Psalm 73:24

PLUS

 

EXPOSITION

Verse 24. Thou shalt guide me with thy counsel. I have done with choosing my own way, and trying to pick a path amid the jungle of reason. He yielded not only the point in debate, but all intentions of debating, and he puts his hand into that of the great Father, asking to be led, and agreeing to follow. Our former mistakes are a blessing, when they drive us to this. The end of our own wisdom is the beginning of our being wise. With Him is counsel, and when we come to him, we are sure to be led aright.

And afterward. "Afterward!" Blessed word. We can cheerfully put up with the present, when we foresee the future. What is around us just now is of small consequence, compared with afterward.

Receive me to glory. Take me up into thy splendour of joy. Thy guidance shall conduct me to this matchless terminus. Glory shall I have, and thou thyself wilt admit me into it. As Enoch was not, for God took him, so all the saints are taken up -- received up into glory.

 

EXPLANATORY NOTES AND QUAINT SAYINGS

Verse 24. Thou shalt guide me. How are we to work our way in strange lands, if left entirely to our own resources? Hence it is, that so much is said in the Bible about guides, and that the Lord is called the guide of his people. They are in a foreign land, a land of pits and snares; and, without a good guide, they will be sure to fall into the one, or be caught in the other. "This God is our God, for ever and ever," saith the psalmist; and not only so, but he condescends to "be our guide, and will be, even unto death" ( Psalms 48:14 ). Can we have a better guide? When a guide has been well recommended to us by those who have tried him, it is our wisdom to place ourselves unreservedly in his hands; and if he say our way lies to the right, it would show our folly to say we were determined to go to the left. John Gadsby.

Verse 24. Guide... receive. After conversion, God still works with us: he doth not only give grace, but actual help in the work of obedience: "He worketh all our works in us," Isaiah 26:12 . His actual help is necessary to direct, quicken, strengthen, protect and defend us. In our way to heaven, we need not only a rule and path, but a guide. The rule is the law of God; but the guide is the Spirit of God. Thomas Manton.

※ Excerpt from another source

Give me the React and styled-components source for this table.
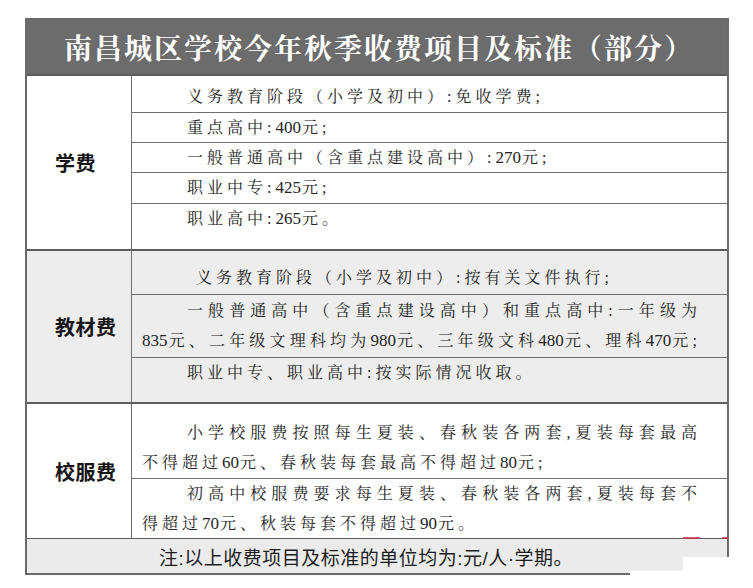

Verse 24. Afterward. After all our toil in labour and duty, after all our crosses and afflictions, after all our doubts and fears that we should never receive it; after all the hiding of his face, and clouds and darkness that have passed over us; and after all our battles and fightings for it, oh, then how seasonably will the reception of this reward come in: Thou wilt guide me with thy counsel, and afterward receive me to glory. O blessed afterwards; when all your work is done, when all your doubts and fears are over, and when all your battles are fought; then, O then, ye shall receive the reward. John Spalding.

Verse 24. Receive me to glory. Mendelssohn in his Beor, has perceived the probable allusion in this clause to the translation of Enoch. Of Enoch it is said, Genesis 5:24 , ~yhla wta xql, "God took him." Here ( Psalms 73:24 ), the psalmist writes, ygzqt $wbk. "Thou shalt take me to glory, or gloriously." In another ( Psalms 49:16 ) we read, ygzqy yk. "For he (God) shall take me." I can hardly think that the two latter expressions were written and read in their context by Jews without reference to the former. Thomas Thompson Perowne.

 

HINTS FOR PASTORS AND LAYPERSONS

Verse 22-25.

  1. The psalmist's confession concerning the flesh.
  2. The faithful expressions of the spirit.
  3. The conclusion of the whole matter. See "Spurgeon's
    Sermons," No. 467.

Verse 23-24.

  1. What he says of the present: I am continually with
    thee.
  2. What he says of the past: Thou hast holden me,
    etc.
  3. What he say of the future: Thou shalt guide, etc. W. Jay.

Verse 23-24. Communing, upholding, on leading, reception to glory, four glorious privileges; especially as bestowed on one who was grieved, foolish, ignorant, and a beast. Note the contrasts.

Verse 24. The Enoch walk, and the Enoch reception into glory.